Just don’t start up with your White Zone shit again.
For as long as I can remember small planes have often spent long times lingering over my neighborhood flying in circles. (Here’s one from just now.) What I wonder is, why? It is this area around my house specifically, not wider parts of the area. It can’t be because if the repatively low population density so that it is more okay if they crash, because 1.) There are plenty of areas with similar density and, even better, there are plenty of wooded areas where nobody would be at risk. My hypothesis is that the triangle of roads make a good visual target for practicing pilots. Does that make sense? (The triangle is closed, that gap is an artifact in the rendering.) They always appear to come out of GMU.
A UPS MD-11 outbound for Honolulu just crashed at the UPS Worldport near Louisville. Video of the take off shows that the left engine was fully enveloped in flames. Looks like it barely got off the ground and clipped warehouses off the end of the runway.
It looks like the left engine and wing caught fire and the crew was trying to set it down. There’s a lot of UPS buildings South of the Air Hub. Not sure if the plane struck any of it.
Louisville to Honolulu, so filled with fuel.
The certification standards for three engine jets are kinda wonky. Relative to 2 or 4 engine jets they can be much more underpowered with one engine out.
And launching for SDF-HNL I’d bet they were close to max weight, either certificated-limited or performance-limited. Such that really good skill would be needed for a simple engine failure.
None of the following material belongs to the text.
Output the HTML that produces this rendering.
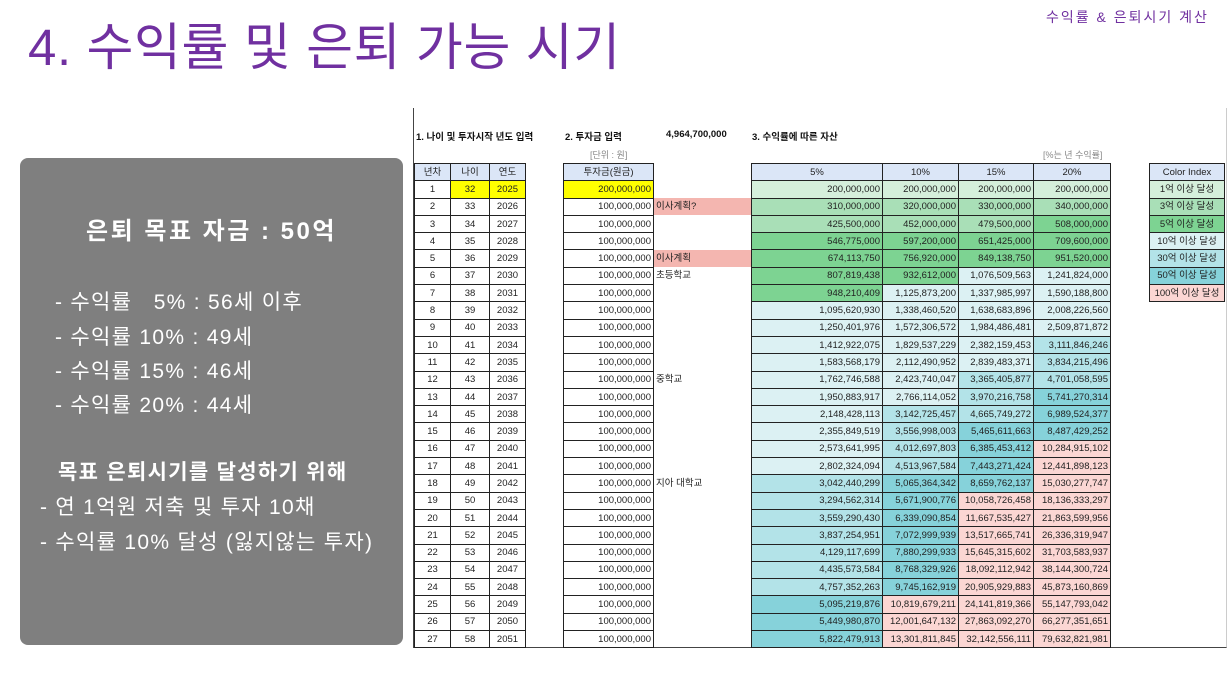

And that’s before anything else starts going wrong, like a wing on fire screwing with slats, flaps, and ailerons.
The terrain around Louisville isn’t exactly mountainous, but neither is it flat. There are some high spots to avoid.
Here’s Juan Browne’s report: https://www.youtube.com/watch?v=Z3lXl9yfISM
It’s fairly clear the plane had a serious left engine fire during the takeoff roll. It barely got off the ground, then descended into buildings.
Great cite; thank you.
There is rising terrain not that far off the end of that runway. The Facebook video shows the aircraft on fire before breaking ground. The couple-few seconds of clarity there shows more pitch than I’d expect for an engine out scenario. If they were still sorting out what was going wrong as it was rotation time, it’d be typical to rotate to the normal all-engines pitch attitude for liftoff. If about then the thrust decays, you can end up in a mushing slowing situation, where you can’t accelerate with that much AOA on 2 engines, but you can’t stand to lower the nose or you’ll descend into the terrain. No matter what you do it ends badly.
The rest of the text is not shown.